|Reuters Reports That Waddell & Reed Is Mystery Seller Of 75,000 E-Minis; Barclays Fails Flow Trading 101|
Tyler Durden on 05/14/2010
In an exclusive report Reuters' Matt Goldstein has uncovered the mystery seller of 75,000 E-Mini contracts during the market melt down. And no, it's not Nassim Taleb as previously reported: the culprit for soaking up ES liquidity (if indeed the selling of 75,000 50x S&P equivalents is enough to throw the market into a 10% tailspin): the "hedging" party is small Kansas-based advisor and asset manager Waddell & Reed (yeah, that was our reaction too). This information is based on an internal CME report which has yet to be disseminated to the general public. Yet the biggest question is not why Waddell trade what it did, when it did, but why did Barclays, which executed the trade for Waddell, stuff the massive order into the pipe, without breaking it up into a thousand child orders first. This is borderline criminal negligence, with Barclays basically begging for their "best executions" practices to be front run by every single algo in existence .
As Matt notes:
Waddell sold on May 6 a large order of e-mini contracts during a 20-minute span in which U.S. equity markets plunged, briefly wiping out nearly $1 trillion in market capital, the internal document from CME Group Inc said.
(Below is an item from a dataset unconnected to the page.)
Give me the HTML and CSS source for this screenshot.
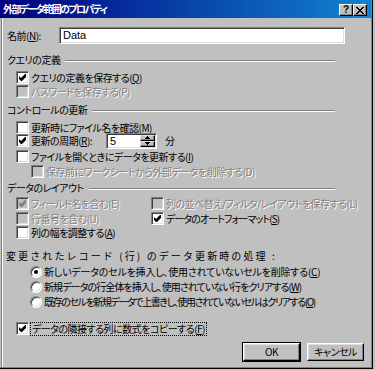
FILE: index.html
```html
<!DOCTYPE html>
<html lang="ja">
<head>
<meta charset="utf-8">
<title>外部データ範囲のプロパティ</title>
<link rel="stylesheet" href="styles.css">
</head>
<body>
<div class="window">
  <div class="inner">
    <div class="titlebar">
      <span class="title">外部データ範囲のプロパティ</span>
      <div class="tbtns">
        <span class="tbtn help">?</span>
        <span class="tbtn close"><svg width="8" height="7" viewBox="0 0 8 7" shape-rendering="crispEdges"><path d="M0 0h2v1H0zM6 0h2v1H6zM1 1h2v1H1zM5 1h2v1H5zM2 2h4v1H2zM3 3h2v1H3zM2 4h4v1H2zM1 5h2v1H1zM5 5h2v1H5zM0 6h2v1H0zM6 6h2v1H6z" fill="#000"/></svg></span>
      </div>
    </div>
    <div class="content">
      <div class="name-row">
        <span class="name-label">名前(<u>N</u>):</span>
        <div class="textbox">Data</div>
      </div>

      <div class="group-h mt9"><span>クエリの定義</span><span class="etch"></span></div>
      <div class="row lv1 mt5"><span class="cb checked"></span><span class="lbl">クエリの定義を保存する(<u>Q</u>)</span></div>
      <div class="row lv1 mt1 disabled"><span class="cb"></span><span class="lbl">パスワードを保存する(P)</span></div>

      <div class="group-h mt5"><span>コントロールの更新</span><span class="etch"></span></div>
      <div class="row lv1 mt5"><span class="cb"></span><span class="lbl">更新時にファイル名を確認(<u>M</u>)</span></div>
      <div class="row lv1"><span class="cb checked"></span><span class="lbl spin-lbl">更新の周期(<u>R</u>):</span>
        <div class="spinner"><span class="spin-val">5</span><span class="spin-btns"><span class="sbtn"><svg width="5" height="3" viewBox="0 0 5 3" shape-rendering="crispEdges"><path d="M2 0h1v1H2zM1 1h3v1H1zM0 2h5v1H0z" fill="#000"/></svg></span><span class="sbtn"><svg width="5" height="3" viewBox="0 0 5 3" shape-rendering="crispEdges"><path d="M0 0h5v1H0zM1 1h3v1H1zM2 2h1v1H2z" fill="#000"/></svg></span></span></div>
        <span class="unit">分</span>
      </div>
      <div class="row lv1 mt3"><span class="cb"></span><span class="lbl">ファイルを開くときにデータを更新する(<u>I</u>)</span></div>
      <div class="row lv2 mt2 disabled"><span class="cb"></span><span class="lbl">保存前にワークシートから外部データを削除する(D)</span></div>

      <div class="group-h mt3"><span>データのレイアウト</span><span class="etch"></span></div>
      <div class="two-col mt3">
        <div class="row disabled"><span class="cb checked"></span><span class="lbl">フィールド名を含む(E)</span></div>
        <div class="row disabled"><span class="cb"></span><span class="lbl">列の並べ替え/フィルタ/レイアウトを保存する(L)</span></div>
      </div>
      <div class="two-col mt2">
        <div class="row disabled"><span class="cb"></span><span class="lbl">行番号を含む(U)</span></div>
        <div class="row"><span class="cb checked"></span><span class="lbl narrow">データのオートフォーマット(<u>S</u>)</span></div>
      </div>
      <div class="row lv1 mt1"><span class="cb"></span><span class="lbl">列の幅を調整する(<u>A</u>)</span></div>

      <div class="row lv0 mt10"><span class="lbl wide">変更されたレコード (行) のデータ更新時の処理 :</span></div>
      <div class="row rlv mt3"><span class="rb on"></span><span class="lbl r1">新しいデータのセルを挿入し、使用されていないセルを削除する(<u>C</u>)</span></div>
      <div class="row rlv mt2"><span class="rb"></span><span class="lbl r2">新規データの行全体を挿入し、使用されていない行をクリアする(<u>W</u>)</span></div>
      <div class="row rlv mt2"><span class="rb"></span><span class="lbl r3">既存のセルを新規データで上書きし、使用されていないセルはクリアする(<u>O</u>)</span></div>

      <div class="row lv1 mt14"><span class="cb checked"></span><span class="lbl focus">データの隣接する列に数式をコピーする(<u>F</u>)</span></div>

      <div class="buttons">
        <span class="default"><span class="btn">OK</span></span>
        <span class="btn">キャンセル</span>
      </div>
    </div>
  </div>
</div>
</body>
</html>
```

FILE: styles.css
```css
* { box-sizing: border-box; margin: 0; padding: 0; }
html, body { width: 375px; height: 370px; overflow: hidden; background: #c0c0c0; }
body {
  font-family: "Noto Sans CJK JP", "Noto Sans", sans-serif;
  font-size: 10px;
  letter-spacing: -0.5px;
  line-height: 12px;
  color: #000;
  font-feature-settings: "palt";
}
u { text-decoration: underline; text-underline-offset: 1px; }

.window {
  width: 373px; height: 369px;
  border-right: 1px solid #000; border-bottom: 1px solid #000;
  display: flex; flex-direction: column;
}
.inner {
  flex: 1;
  border-right: 1px solid #808080; border-bottom: 1px solid #808080;
  display: flex; flex-direction: column;
}
.titlebar {
  height: 18px; flex: none;
  background: linear-gradient(90deg, #000080, #1084d0);
  display: flex; align-items: flex-start; justify-content: space-between;
  padding: 0 4px 0 3px;
}
.title { color: #fff; font-weight: bold; line-height: 18px; font-size: 10px; letter-spacing: -1.6px; }
.tbtns { display: flex; padding-top: 4px; }
.tbtn {
  width: 14px; height: 12px; background: #c0c0c0;
  border: 1px solid; border-color: #fff #000 #000 #fff;
  box-shadow: inset -1px -1px #808080;
  display: flex; align-items: center; justify-content: center;
  letter-spacing: 0;
}
.tbtn.help { font-family: "Liberation Sans", sans-serif; font-weight: bold; font-size: 10px; line-height: 10px; }

.content {
  flex: 1;
  margin-left: 1px;
  border-left: 1px solid #808080;
  box-shadow: inset 1px 0 #fff;
  display: flex; flex-direction: column;
}

.name-row { display: flex; align-items: center; margin: 9px 0 0 5px; height: 17px; }
.name-label { width: 52px; }
.textbox {
  width: 286px; height: 17px; background: #fff;
  border: 1px solid; border-color: #808080 #fff #fff #808080;
  box-shadow: inset 1px 1px #404040, inset -1px -1px #dfdfdf;
  padding: 1px 3px; line-height: 13px; letter-spacing: 0;
  font-family: "Liberation Sans", "Noto Sans CJK JP", sans-serif; font-size: 11px;
}

.group-h { display: flex; align-items: center; height: 13px; width: 328px; margin-left: 5px; }
.etch { flex: 1; height: 2px; margin: 3px 0 0 5px; border-top: 1px solid #808080; border-bottom: 1px solid #fff; }

.row { display: flex; align-items: center; height: 13px; white-space: nowrap; }
.lv0 { margin-left: 4px; }
.lv1 { margin-left: 14px; }
.lv2 { margin-left: 29px; }
.rlv { margin-left: 28px; }
.lbl { margin-left: 2px; }
.lv0 .lbl { margin-left: 0; }
.wide { font-feature-settings: normal; letter-spacing: 2.1px; }
.r1 { letter-spacing: -0.2px; }
.r2 { letter-spacing: -0.9px; }
.r3 { letter-spacing: -1.4px; }
.narrow { letter-spacing: -0.9px; }

.mt1 { margin-top: 1px; } .mt2 { margin-top: 2px; } .mt3 { margin-top: 3px; }
.mt5 { margin-top: 5px; } .mt9 { margin-top: 9px; } .mt10 { margin-top: 10px; }
.mt14 { margin-top: 14px; }

.cb {
  width: 13px; height: 13px; flex: none; background: #fff; position: relative;
  border: 1px solid; border-color: #808080 #fff #fff #808080;
  box-shadow: inset 1px 1px #404040, inset -1px -1px #dfdfdf;
}
.cb.checked::after {
  content: ""; position: absolute; left: 2px; top: 2px; width: 7px; height: 7px;
  background: #000;
  clip-path: polygon(0 28.6%, 28.6% 57.1%, 85.7% 0, 100% 0, 100% 42.9%, 42.9% 100%, 28.6% 100%, 0 71.4%);
}
.disabled { color: #808080; }
.disabled .lbl { text-shadow: 1px 1px 0 #fff; }
.disabled .cb { background: #c0c0c0; }
.disabled .cb.checked::after { background: #808080; }

.two-col { display: grid; grid-template-columns: 135px auto; margin-left: 14px; }

.spin-lbl { width: 75px; }
.spinner {
  width: 51px; height: 16px; flex: none; background: #fff; display: flex; justify-content: space-between;
  border: 1px solid; border-color: #808080 #fff #fff #808080;
  box-shadow: inset 1px 1px #404040, inset -1px -1px #dfdfdf;
  padding: 1px;
}
.spin-val { padding: 0 2px; line-height: 12px; font-family: "Liberation Sans", sans-serif; font-size: 11px; letter-spacing: 0; }
.spin-btns { display: flex; flex-direction: column; width: 15px; }
.sbtn {
  flex: 1; background: #c0c0c0; display: flex; align-items: center; justify-content: center;
  border: 1px solid; border-color: #dfdfdf #000 #000 #dfdfdf;
  box-shadow: inset -1px -1px #808080;
}
.sbtn svg { display: block; }
.unit { margin-left: 8px; }

.rb {
  width: 12px; height: 12px; flex: none; border-radius: 50%; background: #fff; position: relative;
  border: 1px solid; border-color: #808080 #fff #fff #808080;
  box-shadow: inset 1px 1px #404040, inset -1px -1px #dfdfdf;
}
.rb.on::after {
  content: ""; position: absolute; left: 3px; top: 3px; width: 4px; height: 4px; border-radius: 50%; background: #000;
}

.focus { outline: 1px dotted #000; outline-offset: 0; padding: 0 1px; }

.buttons { display: flex; justify-content: flex-end; align-items: center; gap: 6px; margin-top: 7px; padding-right: 7px; }
.default { border: 1px solid #000; display: flex; flex: none; }
.btn {
  width: 57px; height: 18px; flex: none; display: flex; align-items: center; justify-content: center;
  border: 1px solid; border-color: #fff #000 #000 #fff;
  box-shadow: inset -1px -1px #808080, inset 1px 1px #dfdfdf;
  background: #c0c0c0;
}
```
And while hardly the catalyst for the selloff, this transaction represented 9% of the total ES volume traded during the crash.
During the 20-minute period, 842,514 contracts in e-minis were traded while Waddell from 2 p.m. to 3 p.m. traded its contracts, CME said. The CME document did not provide a break-out of Waddell's trading during the crucial 20 minutes.
On the other hand, other parties, such as Jump Trading, Goldman Sachs, Interactive Brokers, JPMorgan Chase and Citadel Group were also actively trading E-Minis: we would love to figure out just how much of their trading was flow, how much was prop, how much was hedging, and how much was a malicious attempt to exacerbate the collapse. We are confident that with Goldman's newfound appreciation of the word "transparency" that Mr. Blankfein will have no problems sharing with the world every trade ticket that Goldman executed in that fateful 20 minutes period. And yes, Goldman can white out the name of the beneficiary party on the ticket... As long as it is not Goldman Sachs itself of course.
Yet going back to the Waddell situation, we are curious why the firm would announce its massive block publicly, fully aware it would be front-run by every algo from here to Timbuktu. Why not just go to Sigma X and find a hidden buyer without moving the market? After all, dark pool advocates will claim, this is the very purpose of dark liquidity. Why not this time? And lastly, despite what other may claim, a $432 million trade forcing a 10% drop in the market would indicate that liquidity is probably 10 times worse than even our worse expectations. Of course, an immediate Fill or Kill with massive broker incentives would force every trader to scramble, especially Lehman-cradle robbers Barclays, which executed the trade for Waddell. The real question becomes why did Barclays stuff the order direct without breaking it up first: this is flow execution 10 1 error. Instead of focusing on Waddell, we hope regulators instead do much more investigation on Barclays' order execution "best practices."